## Data extract
**********

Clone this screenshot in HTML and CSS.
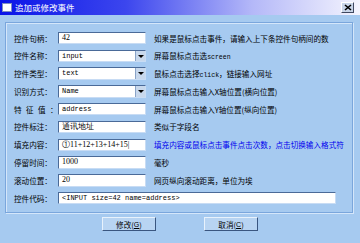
FILE: index.html
```html
<!DOCTYPE html>
<html lang="zh">
  <head>
    <meta charset="UTF-8" />
    <title>追加或修改事件</title>
    <link rel="stylesheet" href="styles.css">
  </head>
  <body>
    <div id="dialog">
      <div id="title-bar">
        <div id="title-icon"></div>
        <span id="title-text">追加或修改事件</span>
        <div id="close-button">
          <svg width="8" height="7" viewBox="0 0 8 7">
            <path d="M1 1L7 6M7 1L1 6" stroke="#000" stroke-width="1.6" />
          </svg>
        </div>
      </div>
      <div id="group-box">
        <div class="row">
          <span class="label">控件句柄：</span>
          <div class="field">42</div>
          <span class="hint">如果是鼠标点击事件，请输入上下条控件句柄间的数</span>
        </div>
        <div class="row">
          <span class="label">控件名称：</span>
          <div class="field select mono">input<span class="arrow"></span></div>
          <span class="hint">屏幕鼠标点击选<span class="mono">screen</span></span>
        </div>
        <div class="row">
          <span class="label">控件类型：</span>
          <div class="field select mono">text<span class="arrow"></span></div>
          <span class="hint">鼠标点击选择<span class="mono">click</span>，链接输入网址</span>
        </div>
        <div class="row">
          <span class="label">识别方式：</span>
          <div class="field select mono">Name<span class="arrow"></span></div>
          <span class="hint">屏幕鼠标点击输入X轴位置(横向位置)</span>
        </div>
        <div class="row">
          <span class="label spaced">特征值：</span>
          <div class="field mono">address</div>
          <span class="hint">屏幕鼠标点击输入Y轴位置(纵向位置)</span>
        </div>
        <div class="row">
          <span class="label">控件标注：</span>
          <div class="field">通讯地址</div>
          <span class="hint">类似于字段名</span>
        </div>
        <div class="row">
          <span class="label">填充内容：</span>
          <div class="field">①11+12+13+14+15|</div>
          <span class="hint blue">填充内容或鼠标点击事件点击次数，点击切换输入格式符</span>
        </div>
        <div class="row">
          <span class="label">停留时间：</span>
          <div class="field">1000</div>
          <span class="hint">毫秒</span>
        </div>
        <div class="row">
          <span class="label">滚动位置：</span>
          <div class="field">20</div>
          <span class="hint">网页纵向滚动距离，单位为埃</span>
        </div>
        <div class="row">
          <span class="label">控件代码：</span>
          <div class="field wide mono">&lt;INPUT size=42 name=address&gt;</div>
        </div>
      </div>
      <div id="button-bar">
        <div class="button">修改(<u>G</u>)</div>
        <div class="button">取消(<u>C</u>)</div>
      </div>
    </div>
  </body>
</html>
```

FILE: styles.css
```css
* {
  box-sizing: border-box;
  margin: 0;
  padding: 0;
}

body {
  width: 360px;
  height: 243px;
  overflow: hidden;
  background-color: #a6caf0;
  font-family: "Noto Sans CJK SC", "Liberation Sans", sans-serif;
  font-size: 7.5px;
  color: #000;
}

#dialog {
  display: flex;
  flex-direction: column;
  height: 243px;
}

#title-bar {
  height: 15px;
  display: flex;
  align-items: center;
  padding: 0 6px 0 2px;
  background: linear-gradient(to right, #0a14e8 0%, #3c46ee 35%, #b4b8f8 70%, #f4f4fe 100%);
}

#title-icon {
  width: 10px;
  height: 9px;
  background-color: #fff;
  border: 1px solid #8090c0;
  margin-right: 3px;
}

#title-text {
  color: #fff;
  font-size: 8.5px;
  line-height: 15px;
  flex-grow: 1;
}

#close-button {
  width: 13px;
  height: 11px;
  background-color: #c8d4e8;
  border: 1px solid;
  border-color: #fff #404860 #404860 #fff;
  display: flex;
  justify-content: center;
  align-items: center;
}

#group-box {
  margin: 7px 7px 0 5px;
  height: 191px;
  border: 1px solid #7aa6dc;
  box-shadow: inset 1px 1px 0 #d4e6fa, 1px 1px 0 #d4e6fa;
  padding: 9px 0 0 8px;
  display: flex;
  flex-direction: column;
  gap: 5.8px;
}

.row {
  display: flex;
  align-items: center;
  height: 12px;
}

.label {
  width: 44px;
  white-space: nowrap;
  font-size: 7.6px;
}

.label.spaced {
  letter-spacing: 4.4px;
}

.field {
  position: relative;
  width: 88px;
  height: 12.5px;
  background-color: #fff;
  border: 1px solid;
  border-color: #4a6a98 #c8dcf4 #c8dcf4 #4a6a98;
  font-family: "Liberation Serif", serif;
  font-size: 8px;
  line-height: 10px;
  padding-left: 3px;
  white-space: nowrap;
  overflow: hidden;
}

.mono {
  font-family: "Liberation Mono", monospace;
  font-size: 7px;
}

.field.wide {
  width: 278px;
}

.arrow {
  position: absolute;
  right: 0;
  top: 0;
  width: 10px;
  height: 10.5px;
  background-color: #c8d8ec;
  border-left: 1px solid #8aa4c8;
}

.arrow::after {
  content: "";
  position: absolute;
  left: 2px;
  top: 4px;
  border-left: 3px solid transparent;
  border-right: 3px solid transparent;
  border-top: 3px solid #000;
}

.hint {
  margin-left: 8px;
  white-space: nowrap;
  font-size: 7.6px;
}

.hint .mono {
  font-size: 6.5px;
}

.blue {
  color: #0000ee;
}

#button-bar {
  display: flex;
  gap: 48px;
  padding: 4px 0 0 102px;
}

.button {
  width: 54px;
  height: 14px;
  background-color: #b8d4f2;
  border: 1px solid;
  border-color: #e8f2fc #3a5680 #3a5680 #e8f2fc;
  display: flex;
  justify-content: center;
  align-items: center;
  font-size: 7.6px;
}

.button u {
  font-family: "Liberation Sans", sans-serif;
  font-size: 7px;
}
```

**********

## Short problem
Transcribe all the data word for word; the images stay out.

## Written answer
Clone this screenshot in HTML and CSS.
FILE: index.html
```html
<!DOCTYPE html>
<html lang="zh">
  <head>
    <meta charset="UTF-8" />
    <title>追加或修改事件</title>
    <link rel="stylesheet" href="styles.css">
  </head>
  <body>
    <div id="dialog">
      <div id="title-bar">
        <div id="title-icon"></div>
        <span id="title-text">追加或修改事件</span>
        <div id="close-button">
          <svg width="8" height="7" viewBox="0 0 8 7">
            <path d="M1 1L7 6M7 1L1 6" stroke="#000" stroke-width="1.6" />
          </svg>
        </div>
      </div>
      <div id="group-box">
        <div class="row">
          <span class="label">控件句柄：</span>
          <div class="field">42</div>
          <span class="hint">如果是鼠标点击事件，请输入上下条控件句柄间的数</span>
        </div>
        <div class="row">
          <span class="label">控件名称：</span>
          <div class="field select mono">input<span class="arrow"></span></div>
          <span class="hint">屏幕鼠标点击选<span class="mono">screen</span></span>
        </div>
        <div class="row">
          <span class="label">控件类型：</span>
          <div class="field select mono">text<span class="arrow"></span></div>
          <span class="hint">鼠标点击选择<span class="mono">click</span>，链接输入网址</span>
        </div>
        <div class="row">
          <span class="label">识别方式：</span>
          <div class="field select mono">Name<span class="arrow"></span></div>
          <span class="hint">屏幕鼠标点击输入X轴位置(横向位置)</span>
        </div>
        <div class="row">
          <span class="label spaced">特征值：</span>
          <div class="field mono">address</div>
          <span class="hint">屏幕鼠标点击输入Y轴位置(纵向位置)</span>
        </div>
        <div class="row">
          <span class="label">控件标注：</span>
          <div class="field">通讯地址</div>
          <span class="hint">类似于字段名</span>
        </div>
        <div class="row">
          <span class="label">填充内容：</span>
          <div class="field">①11+12+13+14+15|</div>
          <span class="hint blue">填充内容或鼠标点击事件点击次数，点击切换输入格式符</span>
        </div>
        <div class="row">
          <span class="label">停留时间：</span>
          <div class="field">1000</div>
          <span class="hint">毫秒</span>
        </div>
        <div class="row">
          <span class="label">滚动位置：</span>
          <div class="field">20</div>
          <span class="hint">网页纵向滚动距离，单位为埃</span>
        </div>
        <div class="row">
          <span class="label">控件代码：</span>
          <div class="field wide mono">&lt;INPUT size=42 name=address&gt;</div>
        </div>
      </div>
      <div id="button-bar">
        <div class="button">修改(<u>G</u>)</div>
        <div class="button">取消(<u>C</u>)</div>
      </div>
    </div>
  </body>
</html>
```

FILE: styles.css
```css
* {
  box-sizing: border-box;
  margin: 0;
  padding: 0;
}

body {
  width: 360px;
  height: 243px;
  overflow: hidden;
  background-color: #a6caf0;
  font-family: "Noto Sans CJK SC", "Liberation Sans", sans-serif;
  font-size: 7.5px;
  color: #000;
}

#dialog {
  display: flex;
  flex-direction: column;
  height: 243px;
}

#title-bar {
  height: 15px;
  display: flex;
  align-items: center;
  padding: 0 6px 0 2px;
  background: linear-gradient(to right, #0a14e8 0%, #3c46ee 35%, #b4b8f8 70%, #f4f4fe 100%);
}

#title-icon {
  width: 10px;
  height: 9px;
  background-color: #fff;
  border: 1px solid #8090c0;
  margin-right: 3px;
}

#title-text {
  color: #fff;
  font-size: 8.5px;
  line-height: 15px;
  flex-grow: 1;
}

#close-button {
  width: 13px;
  height: 11px;
  background-color: #c8d4e8;
  border: 1px solid;
  border-color: #fff #404860 #404860 #fff;
  display: flex;
  justify-content: center;
  align-items: center;
}

#group-box {
  margin: 7px 7px 0 5px;
  height: 191px;
  border: 1px solid #7aa6dc;
  box-shadow: inset 1px 1px 0 #d4e6fa, 1px 1px 0 #d4e6fa;
  padding: 9px 0 0 8px;
  display: flex;
  flex-direction: column;
  gap: 5.8px;
}

.row {
  display: flex;
  align-items: center;
  height: 12px;
}

.label {
  width: 44px;
  white-space: nowrap;
  font-size: 7.6px;
}

.label.spaced {
  letter-spacing: 4.4px;
}

.field {
  position: relative;
  width: 88px;
  height: 12.5px;
  background-color: #fff;
  border: 1px solid;
  border-color: #4a6a98 #c8dcf4 #c8dcf4 #4a6a98;
  font-family: "Liberation Serif", serif;
  font-size: 8px;
  line-height: 10px;
  padding-left: 3px;
  white-space: nowrap;
  overflow: hidden;
}

.mono {
  font-family: "Liberation Mono", monospace;
  font-size: 7px;
}

.field.wide {
  width: 278px;
}

.arrow {
  position: absolute;
  right: 0;
  top: 0;
  width: 10px;
  height: 10.5px;
  background-color: #c8d8ec;
  border-left: 1px solid #8aa4c8;
}

.arrow::after {
  content: "";
  position: absolute;
  left: 2px;
  top: 4px;
  border-left: 3px solid transparent;
  border-right: 3px solid transparent;
  border-top: 3px solid #000;
}

.hint {
  margin-left: 8px;
  white-space: nowrap;
  font-size: 7.6px;
}

.hint .mono {
  font-size: 6.5px;
}

.blue {
  color: #0000ee;
}

#button-bar {
  display: flex;
  gap: 48px;
  padding: 4px 0 0 102px;
}

.button {
  width: 54px;
  height: 14px;
  background-color: #b8d4f2;
  border: 1px solid;
  border-color: #e8f2fc #3a5680 #3a5680 #e8f2fc;
  display: flex;
  justify-content: center;
  align-items: center;
  font-size: 7.6px;
}

.button u {
  font-family: "Liberation Sans", sans-serif;
  font-size: 7px;
}
```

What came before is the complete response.